Learning without Interaction Requires Separation

One of the key resources in large-scale learning systems is the number of rounds of communication between the server and the clients holding the data points. We study this resource for systems with two types of constraints on the communication from each of the clients: local differential privacy and limited number of bits communicated. For both models the number of rounds of communications is captured by the number of rounds of interaction when solving the learning problem in the statistical query (SQ) model. For many learning problems known efficient algorithms require many rounds of interaction. Yet little is known on whether this is actually necessary. In the context of classification in the PAC learning model, Kasiviswanathan et al. (2008) constructed an artificial class of functions that is PAC learnable with respect to a fixed distribution but cannot be learned by an efficient non-interactive (or one-round) SQ algorithm. Here we show that a similar separation holds for any class with large margin complexity that is closed under negation, without assumptions on the distribution. That is, classes of functions that cannot be represented as large-margin linear separators. In particular this is true for linear separators and decision lists.

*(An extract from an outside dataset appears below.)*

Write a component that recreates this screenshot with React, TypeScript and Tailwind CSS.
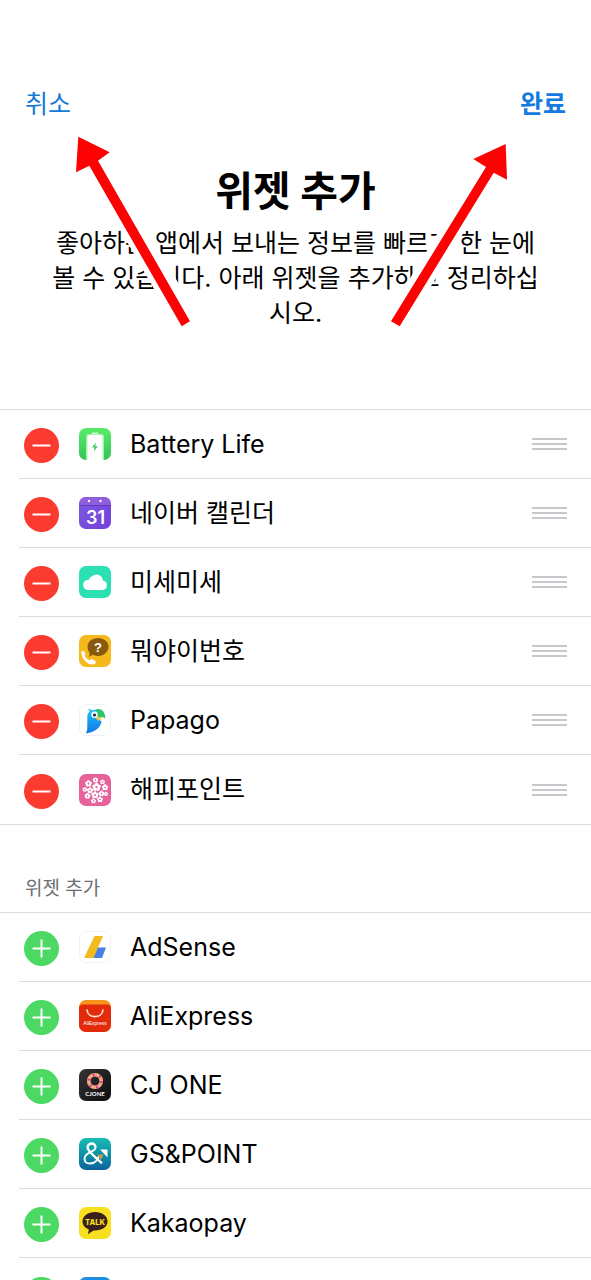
import type { ReactNode } from "react";

type Widget = { name: string; icon: ReactNode };

function Tile({ fill, children }: { fill: string; children?: ReactNode }) {
  return (
    <svg viewBox="0 0 32 32" className="size-8 shrink-0 overflow-hidden rounded-[7px]" aria-hidden="true">
      <defs>
        <linearGradient id="violet" x1="0" y1="0" x2="1" y2="1">
          <stop offset="0" stopColor="#7a5be0" />
          <stop offset="1" stopColor="#7440dc" />
        </linearGradient>
        <linearGradient id="leaf" x1="0" y1="0" x2="0" y2="1">
          <stop offset="0" stopColor="#58ec6a" />
          <stop offset="1" stopColor="#35c455" />
        </linearGradient>
        <linearGradient id="ocean" x1="0" y1="0" x2="0" y2="1">
          <stop offset="0" stopColor="#16bdb4" />
          <stop offset="1" stopColor="#0a639b" />
        </linearGradient>
        <linearGradient id="coal" x1="0" y1="0" x2="1" y2="1">
          <stop offset="0" stopColor="#343434" />
          <stop offset="1" stopColor="#0d0d0d" />
        </linearGradient>
        <linearGradient id="feather" x1="0" y1="0" x2="0" y2="1">
          <stop offset="0" stopColor="#21c4f5" />
          <stop offset="1" stopColor="#1474e6" />
        </linearGradient>
      </defs>
      <rect width="32" height="32" fill={fill} />
      {children}
    </svg>
  );
}

function Outline() {
  return <rect x="0.5" y="0.5" width="31" height="31" rx="6.5" fill="none" stroke="#f1f1f3" />;
}

const battery = (
  <Tile fill="url(#leaf)">
    <path d="M7 32V8.500Q7 6 9.500 6H22.500Q25 6 25 8.500V32Z" fill="#a5f2af" />
    <path d="M8.500 32V9Q8.500 7 10.500 7H21.500Q23.500 7 23.500 9V32Z" fill="#fff" />
    <rect x="12.500" y="4.500" width="7" height="1.600" rx="0.800" fill="#d8fadc" />
    <path d="M16.800 14.500L13 19.600H15.500L14.900 23.500L18.800 18.200H16.200Z" fill="#3cc95b" />
  </Tile>
);

const calendar = (
  <Tile fill="url(#violet)">
    <rect width="32" height="8.500" fill="#8f5ddd" />
    <rect y="8" width="32" height="1" fill="#6238bd" />
    <circle cx="10" cy="4" r="1.200" fill="#fff" />
    <circle cx="21.500" cy="4" r="1.200" fill="#fff" />
    <text x="16.500" y="26.800" textAnchor="middle" fontFamily="Inter, sans-serif" fontWeight="600" fontSize="18" fill="#fff">31</text>
  </Tile>
);

const cloud = (
  <Tile fill="#2be0b2">
    <path d="M9 24A5 5 0 0 1 7.500 14.300Q9 13.700 10 13.900A4 4 0 0 1 13 10.300A6.500 6.500 0 0 1 24 14.500A4.800 4.800 0 0 1 23 24Z" fill="#fff" />
  </Tile>
);

const caller = (
  <Tile fill="#f5b91c">
    <path d="M19 3C25 3 29.500 6.800 29.500 11.800S25 21 19.500 21Q16.500 21 14 19.800L9.500 22Q11.300 19.500 10.500 17.500Q8.500 15 8.500 11.800C8.500 6.800 13 3 19 3Z" fill="#89590d" />
    <text x="19" y="16.500" textAnchor="middle" fontFamily="Liberation Sans, sans-serif" fontWeight="700" fontSize="13" fill="#fff">?</text>
    <path d="M2.300 18.500Q1.500 16.500 3.500 16L5.500 16.500L6.500 19.500L5.600 21Q7.500 24 10.800 25.300L12.500 24L16.500 26Q17.500 28.500 14.500 29.500Q10 30 6.500 26.500Q2.800 23 2.300 18.500Z" fill="#fff" />
  </Tile>
);

const parrot = (
  <Tile fill="#fff">
    <Outline />
    <path d="M9.500 4.500L13.500 6.500Q16 5 19 5.500L20 16L22.500 17C22 24 15.500 28 7 29.500Q8.800 26 8.300 20V12Q8.300 9 10.800 7.500Q9.500 6.500 9.500 4.500Z" fill="url(#feather)" />
    <path d="M17.500 5Q26 4 26.500 14.500Q25 13 22.500 13H17.500Z" fill="#2cc568" />
    <path d="M16.500 13H22.500Q22.500 16.500 18.500 16.500Z" fill="#f5c64b" />
    <circle cx="15.500" cy="10.800" r="3.200" fill="#fff" />
    <circle cx="15.500" cy="11" r="1.600" fill="#172b4d" />
  </Tile>
);

const petals: [number, number, number][] = [
  [17.5, 13, 1.25], [9.500, 9.500, 1], [16.500, 6, 0.8], [23.5, 8, 0.75], [26, 13.500, 0.9], [11, 16.500, 0.9],
  [5.800, 15.500, 0.7], [16, 21, 1.050], [22.500, 19.500, 0.85], [8.500, 22, 0.85], [14.500, 27, 0.75], [21, 25.500, 0.85], [27, 20, 0.65],
];

const blossoms = (
  <Tile fill="#e5629a">
    {petals.map(([x, y, s]) => (
      <g key={`${x}-${y}`} transform={`translate(${x} ${y}) scale(${s})`}>
        <circle cy="-2" r="1.500" fill="#fff" />
        <circle cx="1.900" cy="-0.600" r="1.500" fill="#fff" />
        <circle cx="1.200" cy="1.600" r="1.500" fill="#fff" />
        <circle cx="-1.200" cy="1.600" r="1.500" fill="#fff" />
        <circle cx="-1.900" cy="-0.600" r="1.500" fill="#fff" />
        <circle r="0.900" fill="#e5629a" />
      </g>
    ))}
  </Tile>
);

const adsense = (
  <Tile fill="#fff">
    <Outline />
    <path d="M18.500 16.500H27L23 27H14Z" fill="#4780e8" />
    <path d="M15.500 5H24L14.500 27H5Z" fill="#f2ba1f" />
  </Tile>
);

const aliexpress = (
  <Tile fill="#f7941e">
    <path d="M0 32V8Q0 4.500 4 4.500H28Q32 4.500 32 8V32Z" fill="#e32b0c" />
    <path d="M8 10C9 18.800 23 18.800 24 10" fill="none" stroke="#ffe2cf" strokeWidth="1.700" strokeLinecap="round" />
    <text x="16" y="25" textAnchor="middle" fontFamily="Liberation Sans, sans-serif" fontSize="5" fill="#fff">AliExpress</text>
  </Tile>
);

const cjone = (
  <Tile fill="url(#coal)">
    <circle cx="16" cy="12" r="6.300" fill="none" stroke="#f4b0a5" strokeWidth="3.600" />
    <circle cx="16" cy="12" r="6.300" fill="none" stroke="#d9467b" strokeWidth="3.200" strokeDasharray="2 4.600" />
    <circle cx="16" cy="12" r="6.300" fill="none" stroke="#f6a246" strokeWidth="3" strokeDasharray="1.500 5.100" strokeDashoffset="-3" />
    <text x="16" y="27" textAnchor="middle" fontFamily="Lato, sans-serif" fontWeight="700" fontSize="6" fill="#fff">CJONE</text>
  </Tile>
);

const gspoint = (
  <Tile fill="url(#ocean)">
    <path d="M16.500 9.800C16.500 3.800 8.300 4.300 8.600 9.800C8.800 13.800 17 19.500 23 25.300" fill="none" stroke="#fff" strokeWidth="2.400" />
    <path d="M16.500 9.800C16.300 12.500 12 13.500 9 15.500C3.500 19.200 5 25.500 10.800 25.500C15.500 25.500 19 22 20 17.800" fill="none" stroke="#fff" strokeWidth="1.900" />
    <path d="M21 11.500H28.500V19.500Z" fill="#fff" />
    <path d="M18 16.500H24.500L22 22Z" fill="#c69b4f" />
  </Tile>
);

const kakao = (
  <Tile fill="#f6e020">
    <path d="M16 5C23 5 28.500 9 28.500 14.500S23 23.500 16 23.500H14.500L9 27.300L9.800 22.500C6 21 3.500 18 3.500 14.500C3.500 9 9 5 16 5Z" fill="#3b1f1b" />
    <text x="16" y="17.500" textAnchor="middle" fontFamily="Inter, sans-serif" fontWeight="800" fontSize="7.500" fill="#f6e020">TALK</text>
  </Tile>
);

const active: Widget[] = [
  { name: "Battery Life", icon: battery },
  { name: "네이버 캘린더", icon: calendar },
  { name: "미세미세", icon: cloud },
  { name: "뭐야이번호", icon: caller },
  { name: "Papago", icon: parrot },
  { name: "해피포인트", icon: blossoms },
];

const available: Widget[] = [
  { name: "AdSense", icon: adsense },
  { name: "AliExpress", icon: aliexpress },
  { name: "CJ ONE", icon: cjone },
  { name: "GS&POINT", icon: gspoint },
  { name: "Kakaopay", icon: kakao },
  { name: "", icon: <Tile fill="#1d8fe1" /> },
];

function Row({ widget, added }: { widget: Widget; added: boolean }) {
  return (
    <li className="group pl-[19px] last:border-b last:border-[#dcdcdf] last:pl-0">
      <div className="flex h-[69px] items-center border-b border-[#dcdcdf] pr-6 pl-[5px] group-last:border-b-0 group-last:pl-6">
        <button
          type="button"
          aria-label={`${widget.name} ${added ? "제거" : "추가"}`.trim()}
          className={`mt-[3px] mr-5 size-[35px] shrink-0 rounded-full ${added ? "bg-[#fb3b30]" : "bg-[#4bd964]"}`}
        >
          <svg viewBox="0 0 35 35" className="size-full" aria-hidden="true">
            <path d={added ? "M8.500 17.500H26.500" : "M8.500 17.500H26.500M17.500 8.500V26.500"} stroke="#fff" strokeWidth="2" />
          </svg>
        </button>
        {widget.icon}
        <span className="ml-[19px] flex-1">{widget.name}</span>
        {added && (
          <button type="button" aria-label={`${widget.name} 순서 변경`} className="flex w-[35px] flex-col gap-[3px]">
            <span className="h-0.5 w-full bg-[#c8c8cc]" />
            <span className="h-0.5 w-full bg-[#c8c8cc]" />
            <span className="h-0.5 w-full bg-[#c8c8cc]" />
          </button>
        )}
      </div>
    </li>
  );
}

function WidgetList({ items, added }: { items: Widget[]; added: boolean }) {
  return (
    <ul className="border-t border-[#dcdcdf]">
      {items.map((widget, i) => (
        <Row key={i} widget={widget} added={added} />
      ))}
    </ul>
  );
}

export default function App() {
  return (
    <main className="h-screen overflow-hidden bg-white font-['Inter','Noto_Sans_CJK_KR',sans-serif] text-[25px] leading-[35px] text-black">
      <header className="relative pt-[87px]">
        <nav className="flex justify-between px-[25px] text-[#147ad6]">
          <button type="button">취소</button>
          <button type="button" className="font-bold text-[#147ae0]">완료</button>
        </nav>
        <div className="mt-[43px] px-11 text-center">
          <h1 className="text-[41px] leading-[52px] font-bold">위젯 추가</h1>
          <p className="mt-[9px]">
            좋아하는 앱에서 보내는 정보를 빠르게 한 눈에 볼 수 있습니다. 아래 위젯을 추가하고 정리하십시오.
          </p>
        </div>
        <svg viewBox="70 130 130 200" className="absolute top-[130px] left-[70px] h-[200px] w-[130px]" aria-hidden="true">
          <path d="M97 165L189 326" stroke="#fff" strokeWidth="24" />
          <path d="M78.300 136.700L109.700 152.300L98 160.700L190 321.300L181.700 326.300L89.300 165.700L76 172.300Z" fill="#fd0202" />
        </svg>
        <svg viewBox="385 130 130 200" className="absolute top-[130px] right-[76px] h-[200px] w-[130px]" aria-hidden="true">
          <path d="M489 170L395 324" stroke="#fff" strokeWidth="22" />
          <path d="M505.700 144L507 179.700L493.700 172.700L399.700 326.300L391 321.300L486 167L473.300 159Z" fill="#fd0202" />
        </svg>
      </header>
      <section className="mt-[78px]">
        <WidgetList items={active} added />
      </section>
      <section className="mt-[50px]">
        <h2 className="mb-[9px] px-[25px] text-[19px] leading-7 text-[#6d6d72]">위젯 추가</h2>
        <WidgetList items={available} added={false} />
      </section>
    </main>
  );
}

To prove this separation we show that non-interactive SQ algorithms can only learn function classes of low margin complexity. Our lower bound also holds against a stronger class of algorithms that for which only queries that depend on labels are non-interactive (we refer to them as label-non-adaptive). We complement this lower bound with a new efficient and label-non-adaptive SQ learning algorithm whose complexity is polynomial in the margin complexity. We thus obtain a new characterization of margin complexity that might be of independent interest.